Here’s a list of what you should try to save for record keeping purposes:


  1. Administrative Records:
    1. Yearly calendar
    2. Daily schedule
    3. Report cards (if you choose to use them)
    4. Expense Reports/Receipts
    5. Health/Immunization Records


  1. Student Records:
    1. Annual test scores
    2. Any outside classes taken including grades
    3. Any other important test scores (ACT, SAT, PLAN)


  • Non-Academic Information:
    1. Travel & field trips
    2. Honors and awards
    3. Sports activities
    4. Employment
    5. Volunteer work


  1. Academic Work
    1. Bibliography of texts and materials used
    2. Samples of work in each subject
    3. Names/Addresses of outside teachers
    4. Transcript (for high school)

If organization and making schedules isn’t your thing, it’s okay! You can still homeschool!  I don’t want to overwhelm you, just give you some tools to make life easier in organizing your homeschool life.  If you need to, just implement one of these ideas at a time and gradually work towards improving your organization in your homeschool.

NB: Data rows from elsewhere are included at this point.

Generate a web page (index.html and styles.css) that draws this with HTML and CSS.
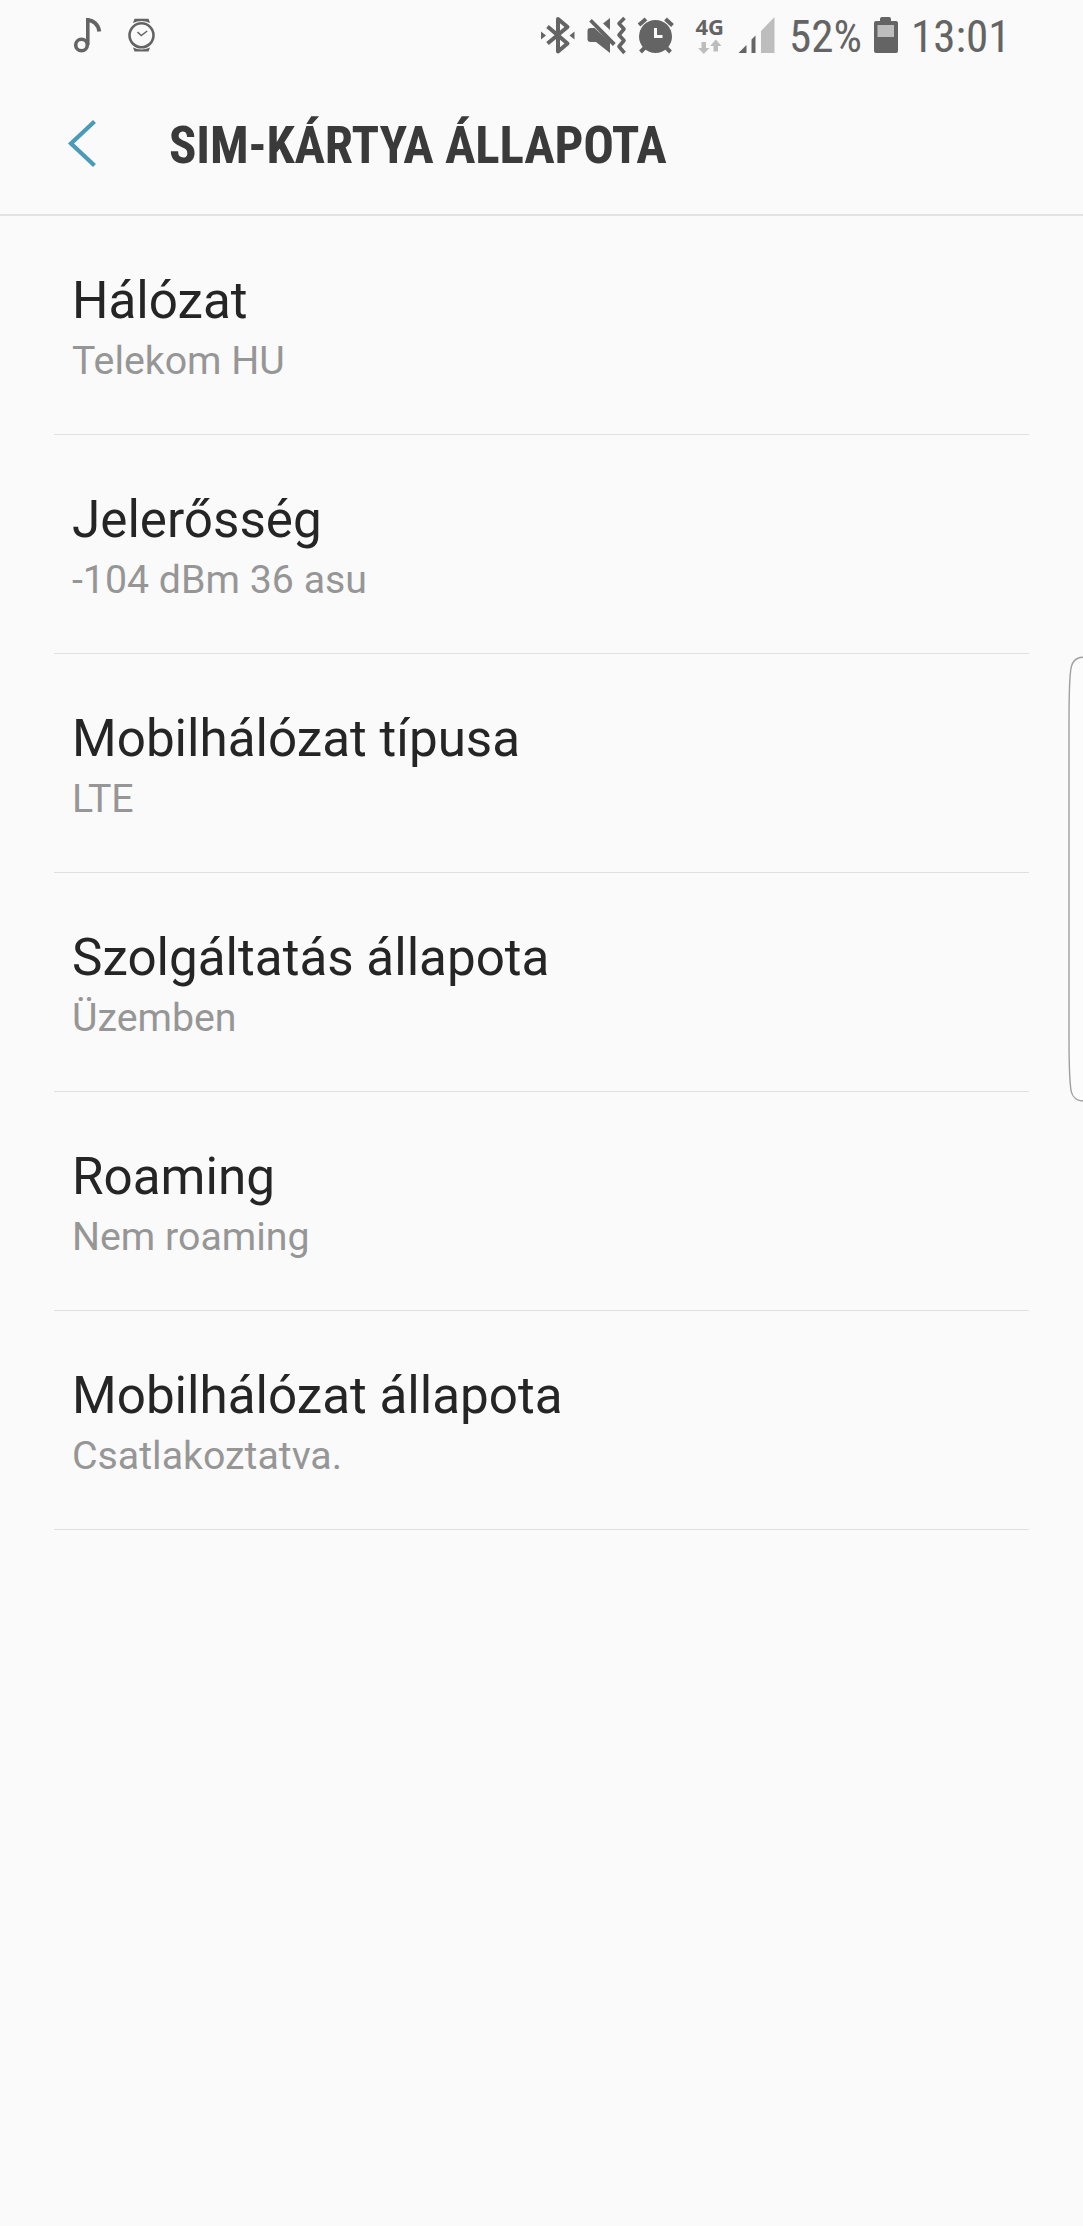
FILE: index.html
```html
<!DOCTYPE html>
<html lang="hu">
<head>
    <meta charset="UTF-8">
    <meta name="viewport" content="width=device-width, initial-scale=1.0">
    <title>SIM-kártya állapota</title>
    <link rel="stylesheet" href="styles.css">
</head>
<body>
    <div class="status-bar">
        <svg class="notifications" width="90" height="72" viewBox="0 0 90 72">
            <g fill="none" stroke="#646464">
                <circle cx="11.5" cy="45" r="5.8" stroke-width="3.6"/>
                <path d="M17.8 45V18" stroke-width="3.6"/>
                <path d="M17 20.2c6.500 0 11.200 4 12.300 11.300" stroke-width="4"/>
                <circle cx="71.500" cy="35.300" r="12" stroke-width="2.6"/>
                <path d="M67.500 32l3.700 3.500 6-4.500" stroke-width="1.500"/>
            </g>
            <path d="M64.500 18.800h14l1.500 4.200q-8.500-4-17 0zM64.500 51.600h14l1.500-4q-8.500 4-17 0z" fill="#646464"/>
        </svg>
        <svg class="indicators" width="240" height="72" viewBox="540 0 240 72">
            <g fill="none" stroke="#646464" stroke-width="4">
                <!-- bluetooth -->
                <path d="M547.500 26.500L567.500 43.500L558 51.500V19L567.500 27L547.500 43.500" stroke-linejoin="round"/>
                <!-- vibrate -->
                <path d="M624.500 18l-5.500 5.500 5 5.500-5 6 5 5.500-5 6 5.500 6.500" stroke-width="3.600" stroke-linejoin="round"/>
                <!-- alarm -->
                <path d="M639 25l7-6M665.500 19l7 6.500M644.500 48l-4 4M666.500 48l4 4"/>
            </g>
            <g fill="#646464">
                <path d="M541 31.500v8l5-4zM574.500 31.500v8l-5-4z"/>
                <path d="M603 23.500l7-5.500v12zM587.500 31q0-3 3-3h4l15.500 14v11l-14-11h-5.500q-3 0-3-3z"/>
                <path d="M589.200 21.500l2.600-2.500 24 24-3 3z"/>
                <circle cx="655.500" cy="36.500" r="16.500"/>
                <path d="M738.500 53l8-8v8zM751.500 53V39.500l4-4V53z"/>
            </g>
            <path d="M589 18.500l26 27" stroke="#fafafa" stroke-width="1.400" transform="translate(2.500,-2)"/>
            <path d="M655.500 28v8.500h7" fill="none" stroke="#fafafa" stroke-width="3"/>
            <g fill="#bdbdbd">
                <path d="M761 53V31l13.500-14V53z"/>
                <path d="M701.500 42h4.500v6h3.500l-5.700 6-5.700-6h3.400zM713.500 51.500h4.500V46h3.500l-5.700-6.500-5.700 6.500h3.400z"/>
            </g>
            <text class="network" x="695.500" y="34.500" textLength="28.500">4G</text>
        </svg>
        <span class="status-text percent">52%</span>
        <svg class="battery" width="26" height="72" viewBox="0 0 26 72">
            <path d="M7 21v-2q0-2 2-2h7q2 0 2 2v2h5q2 0 2 2v28q0 2-2 2H3q-2 0-2-2V23q0-2 2-2z" fill="#646464"/>
            <path d="M4.500 25h16.500v12H4.500z" fill="#bdbdbd"/>
        </svg>
        <span class="status-text clock">13:01</span>
    </div>

    <header class="header">
        <svg class="back" width="30" height="50" viewBox="0 0 30 50">
            <path d="M27.500 3.500L4 25.500L27.500 47.500" fill="none" stroke="#4b9ab8" stroke-width="4.200"/>
        </svg>
        <h1>SIM-KÁRTYA ÁLLAPOTA</h1>
    </header>

    <main class="list">
        <div class="item">
            <div class="title">Hálózat</div>
            <div class="summary">Telekom HU</div>
        </div>
        <div class="item">
            <div class="title">Jelerősség</div>
            <div class="summary">-104 dBm 36 asu</div>
        </div>
        <div class="item">
            <div class="title">Mobilhálózat típusa</div>
            <div class="summary">LTE</div>
        </div>
        <div class="item">
            <div class="title">Szolgáltatás állapota</div>
            <div class="summary">Üzemben</div>
        </div>
        <div class="item">
            <div class="title">Roaming</div>
            <div class="summary">Nem roaming</div>
        </div>
        <div class="item">
            <div class="title">Mobilhálózat állapota</div>
            <div class="summary">Csatlakoztatva.</div>
        </div>
    </main>

    <!-- edge panel handle -->
    <svg class="edge-handle" width="15" height="448" viewBox="0 0 15 448">
        <path d="M16 2.200C6 2 3 9 2.500 17Q1 30 1 70V378Q1 418 2.500 431C3 440 6 446 16 446" fill="#fcfcfc" stroke="#a0a0a0" stroke-width="1.400"/>
    </svg>
</body>
</html>
```
FILE: styles.css
```css
* {
    box-sizing: border-box;
}
body {
    margin: 0;
    min-height: 100vh;
    background-color: #fafafa;
    font-family: Roboto, sans-serif;
    position: relative;
    overflow: hidden;
}
.status-bar {
    display: flex;
    height: 72px;
    padding-left: 70px;
    color: #646464;
}
.status-bar svg {
    flex: none;
}
.indicators {
    margin-left: 380px;
}
.network {
    font-family: "Open Sans", sans-serif;
    font-size: 22px;
    font-weight: bold;
    fill: #646464;
}
.status-text {
    font-family: "Roboto Condensed", Roboto, sans-serif;
    font-stretch: 75%;
    font-size: 45px;
    line-height: 74px;
    white-space: nowrap;
}
.percent {
    width: 84px;
    padding-left: 9px;
}
.battery {
    margin-left: 9px;
}
.clock {
    margin-left: 12px;
}
.header {
    display: flex;
    align-items: center;
    height: 144px;
    padding-left: 67px;
    border-bottom: 2px solid #e3e3e3;
}
h1 {
    margin: 6px 0 0 72px;
    color: #3a3a3a;
    font-family: "Roboto Condensed", Roboto, sans-serif;
    font-stretch: 75%;
    font-size: 51px;
    font-weight: bold;
    letter-spacing: -0.2px;
    line-height: 60px;
    white-space: nowrap;
}
.list {
    margin: 0 54px;
}
.item {
    height: 219px;
    padding: 55px 18px 0;
    border-bottom: 1px solid #e0e0e0;
}
.title {
    color: #252525;
    font-size: 51.2px;
    line-height: 60px;
}
.summary {
    margin-top: 7px;
    color: #969696;
    font-size: 39.3px;
    line-height: 46px;
}
.edge-handle {
    position: absolute;
    top: 655px;
    right: 0;
}
```
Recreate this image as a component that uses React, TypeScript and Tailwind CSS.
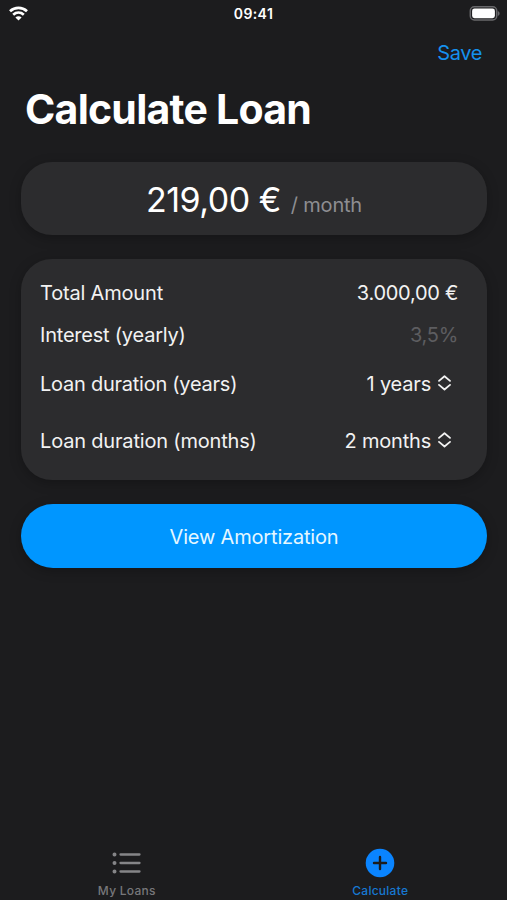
import React from "react";

const Selector = ({ value }: { value: string }) => (
  <button className="flex items-center gap-[7px] mr-[7px]">
    <span className="tracking-[-0.2px]">{value}</span>
    <svg className="-mt-[2px]" width="13" height="16" viewBox="0 0 13 16" fill="none" stroke="#f2f2f2" strokeWidth="1.8" strokeLinecap="round" strokeLinejoin="round">
      <path d="M1 5.9L6.5 1.3L12 5.9" />
      <path d="M1 9.9L6.5 14.5L12 9.9" />
    </svg>
  </button>
);

const App = () => {
  return (
    <div className="w-full h-[900px] flex flex-col overflow-hidden bg-[#1c1c1e] text-[#f2f2f2] text-[20px] tracking-[-0.18px] font-['Inter',sans-serif]">
      {/* Status Bar */}
      <div className="h-7 shrink-0 grid grid-cols-3 items-center pl-[9px] pr-[7px]">
        <svg className="-mt-[2px]" width="19" height="15" viewBox="0 0 19 15" fill="none" stroke="white" strokeWidth="2.7">
          <path d="M1 5.3C5.8 .8 13.2 .8 18 5.3" />
          <path d="M4.2 8.8C7.3 6 11.7 6 14.8 8.8" />
          <path d="M6.4 11.4C8.3 9.9 10.7 9.9 12.6 11.4L9.5 14.6Z" fill="white" stroke="none" />
        </svg>
        <span className="-ml-[2px] text-center text-[14px] leading-7 font-semibold text-white tracking-[0.4px]">09:41</span>
        <svg className="justify-self-end -mt-[2px]" width="31" height="15" viewBox="0 0 31 15">
          <rect x="1.3" y=".8" width="26.4" height="13.2" rx="4" fill="none" stroke="#68686b" strokeWidth="1.5" />
          <rect x="3.1" y="2.6" width="22.8" height="9.6" rx="2.4" fill="white" />
          <path d="M28.8 5V10C31.2 9 31.2 6 28.8 5Z" fill="#68686b" />
        </svg>
      </div>

      {/* Header */}
      <div className="h-[50px] shrink-0 flex items-center justify-end pr-[25px]">
        <button className="text-[#1591ee] tracking-[-0.4px]">Save</button>
      </div>
      <h1 className="h-[60px] shrink-0 pl-[25px] text-[41px] leading-[63px] font-bold text-white tracking-[-0.75px]">
        Calculate Loan
      </h1>

      <main className="flex flex-col gap-6 mt-6 pl-[21px] pr-5">
        {/* Monthly Rate */}
        <section className="h-[73px] flex items-baseline justify-center rounded-[31px] bg-[#2c2c2e] shadow-[0_3px_12px_rgba(0,0,0,0.25)]">
          <span className="text-[34px] leading-[75px] text-white tracking-[-0.5px]">219,00 €</span>
          <span className="ml-[10px] text-[#8e8e92] tracking-[-0.2px]">/ month</span>
        </section>

        {/* Loan Details */}
        <section className="h-[221px] pt-[11px] pl-[19px] pr-[29px] rounded-[31px] bg-[#2c2c2e] shadow-[0_3px_12px_rgba(0,0,0,0.25)]">
          <div className="h-[46px] flex items-center justify-between">
            <span>Total Amount</span>
            <span className="tracking-[-0.28px]">3.000,00 €</span>
          </div>
          <div className="h-[38px] flex items-center justify-between">
            <span className="tracking-[-0.22px]">Interest (yearly)</span>
            <span className="text-[#5d5d60] tracking-[-0.3px]">3,5%</span>
          </div>
          <div className="h-[60px] flex items-center justify-between">
            <span className="tracking-[-0.25px]">Loan duration (years)</span>
            <Selector value="1 years" />
          </div>
          <div className="h-[54px] flex items-center justify-between">
            <span>Loan duration (months)</span>
            <Selector value="2 months" />
          </div>
        </section>

        <button className="h-16 pt-[2px] rounded-full bg-[#0096ff] text-[#e5f7ff] shadow-[0_3px_12px_rgba(0,0,0,0.25)]">
          View Amortization
        </button>
      </main>

      {/* Tab Bar */}
      <nav className="mt-auto h-[52px] grid grid-cols-2 text-[12px] leading-[14px] font-medium tracking-[0.25px]">
        <button className="flex flex-col items-center text-[#77777a]">
          <svg width="29" height="30" viewBox="0 0 29 30" fill="none" stroke="#858588" strokeWidth="2.3" strokeLinecap="round">
            <path d="M8.5 6.5H27.5M8.5 15H27.5M8.5 23.5H27.5" />
            <path d="M2.5 6.5H2.51M2.5 15H2.51M2.5 23.5H2.51" strokeWidth="4" />
          </svg>
          <span className="mt-[6px]">My Loans</span>
        </button>
        <button className="flex flex-col items-center text-[#1778d2]">
          <svg width="30" height="30" viewBox="0 0 30 30">
            <circle cx="15" cy="15" r="14.3" fill="#0a84ff" />
            <path d="M15 9V21M9 15H21" stroke="#1c1c1e" strokeWidth="2.4" strokeLinecap="round" />
          </svg>
          <span className="mt-[6px]">Calculate</span>
        </button>
      </nav>
    </div>
  );
};

export default App;
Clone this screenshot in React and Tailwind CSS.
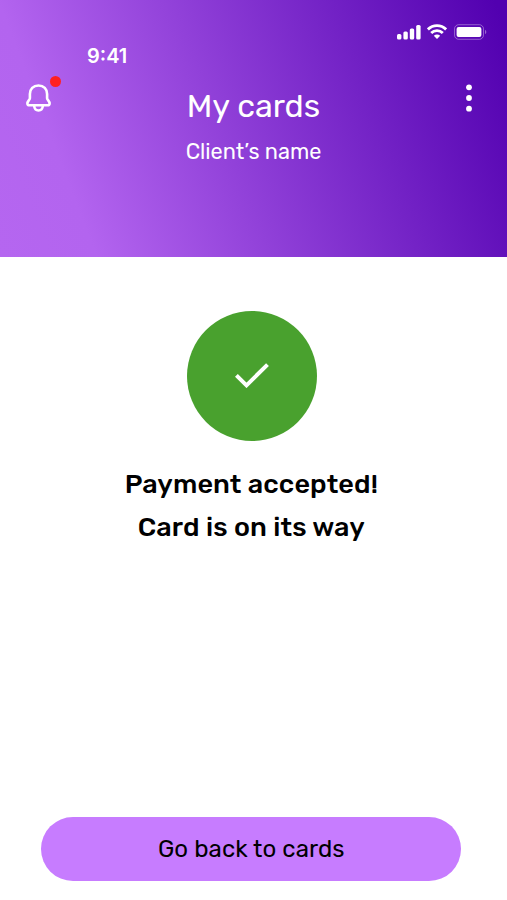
function SignalIcon() {
  return (
    <svg className="h-4 w-6" viewBox="0 0 24 16" fill="#fff">
      <rect x="0" y="10" width="4.4" height="5.4" rx="1.5" />
      <rect x="6.4" y="7.6" width="4.4" height="7.8" rx="1.5" />
      <rect x="12.8" y="4.4" width="4.4" height="11" rx="1.5" />
      <rect x="19.2" y="1" width="4.4" height="14.4" rx="1.5" />
    </svg>
  );
}

function WifiIcon() {
  return (
    <svg className="ml-1.5 h-4 w-5" viewBox="0 0 20 16" fill="none" stroke="#fff" strokeWidth="2.8">
      <path d="M0.9 5.4C6 0.4 14 0.4 19.1 5.4" />
      <path d="M4.2 9.1C7.4 5.9 12.6 5.9 15.8 9.1" />
      <path d="M6.8 11.8C8.6 10 11.4 10 13.2 11.8L10 15Z" fill="#fff" stroke="none" />
    </svg>
  );
}

function BatteryIcon() {
  return (
    <svg className="ml-[7px] h-4 w-[33px]" viewBox="0 0 33 16" fill="none">
      <rect x="0.5" y="0.7" width="29" height="14.6" rx="4.2" stroke="#fff" strokeOpacity="0.35" />
      <rect x="2.6" y="2.9" width="24.8" height="10.2" rx="2" fill="#fff" />
      <path d="M31 5.8C32.8 6.5 32.8 9.5 31 10.2Z" fill="#fff" fillOpacity="0.4" />
    </svg>
  );
}

function BellIcon() {
  return (
    <svg className="h-7 w-[25px]" viewBox="0 0 25 28" fill="none" stroke="#fff" strokeWidth="2.6" strokeLinejoin="round" strokeLinecap="round">
      <path d="M12.5 1.5C7.2 1.5 3.9 5.2 3.9 10V14.2C3.9 15.8 1.4 17.2 1.4 19.4C1.4 20.7 2.2 21.2 3.4 21.2H21.6C22.8 21.2 23.6 20.7 23.6 19.4C23.6 17.2 21.1 15.8 21.1 14.2V10C21.1 5.2 17.8 1.5 12.5 1.5Z" />
      <path d="M8.2 22C8.4 24.8 10 26.5 12.5 26.5S16.6 24.8 16.8 22" />
    </svg>
  );
}

export default function App() {
  return (
    <div className="flex h-[900px] w-[507px] flex-col overflow-hidden bg-white font-['Rubik','Roboto',sans-serif] text-black">
      <header className="flex h-[257px] shrink-0 flex-col bg-[linear-gradient(69deg,#b566f0_0%,#b364ef_16%,#5200b0_98%)] text-white">
        <div className="flex h-[46px] items-center justify-end pt-[18px] pr-5">
          <SignalIcon />
          <WifiIcon />
          <BatteryIcon />
        </div>
        <div className="flex h-5 items-center pl-[87px]">
          <span className="font-['Inter',sans-serif] text-[20px] leading-5 font-semibold">9:41</span>
        </div>
        <div className="grid grid-cols-[25px_1fr_25px] items-start pr-[26px] pl-[26px]">
          <button className="relative mt-[18px] w-[25px]" aria-label="Notifications">
            <BellIcon />
            <span className="absolute -top-2 left-[23.5px] size-[11px] rounded-full bg-[#ff2020]" />
          </button>
          <div className="mt-[20px] flex flex-col items-center whitespace-nowrap">
            <h1 className="text-[32.2px] leading-10">My cards</h1>
            <p className="mt-3 text-[21.7px] leading-7">Client’s name</p>
          </div>
          <button className="mt-[18px] ml-[10px]" aria-label="More">
            <svg className="h-7 w-1.5" viewBox="0 0 6 28" fill="#fff">
              <circle cx="3" cy="3.3" r="2.9" />
              <circle cx="3" cy="14" r="2.9" />
              <circle cx="3" cy="24.7" r="2.9" />
            </svg>
          </button>
        </div>
      </header>
      <main className="flex grow flex-col items-center pr-[4.4px]">
        <div className="mt-[54px] ml-px flex size-[129.5px] items-center justify-center rounded-full bg-[#49a12e]">
          <svg className="h-[25px] w-[34px]" viewBox="0 0 34 25" fill="none" stroke="#fff" strokeWidth="4">
            <path d="M1.4 12.3L11.5 22.3L32.5 1.6" />
          </svg>
        </div>
        <h2 className="mt-[22.5px] text-center text-[27px] leading-[43px] font-medium tracking-[0.1px] whitespace-nowrap">
          <span className="block">Payment accepted!</span>
          <span className="block">Card is on its way</span>
        </h2>
        <button className="mt-auto mb-[18.7px] h-[64.5px] w-[420px] rounded-full bg-[#c77cff] text-[24px] tracking-[0.1px]">
          Go back to cards
        </button>
      </main>
    </div>
  );
}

I’ve also heard of families where they have a bin that they put everything related to school in and then quarterly they go through it and save out a few samples of their student’s work.  Do whatever works best for you!

Most importantly, I want to encourage you to seek God’s wisdom and guidance as you plan out your homeschool schedule and year.  Pray for wisdom on how to make your daily schedule flow smoothly.  God cares about even your daily schedule!  Rest in Him and He will guide you.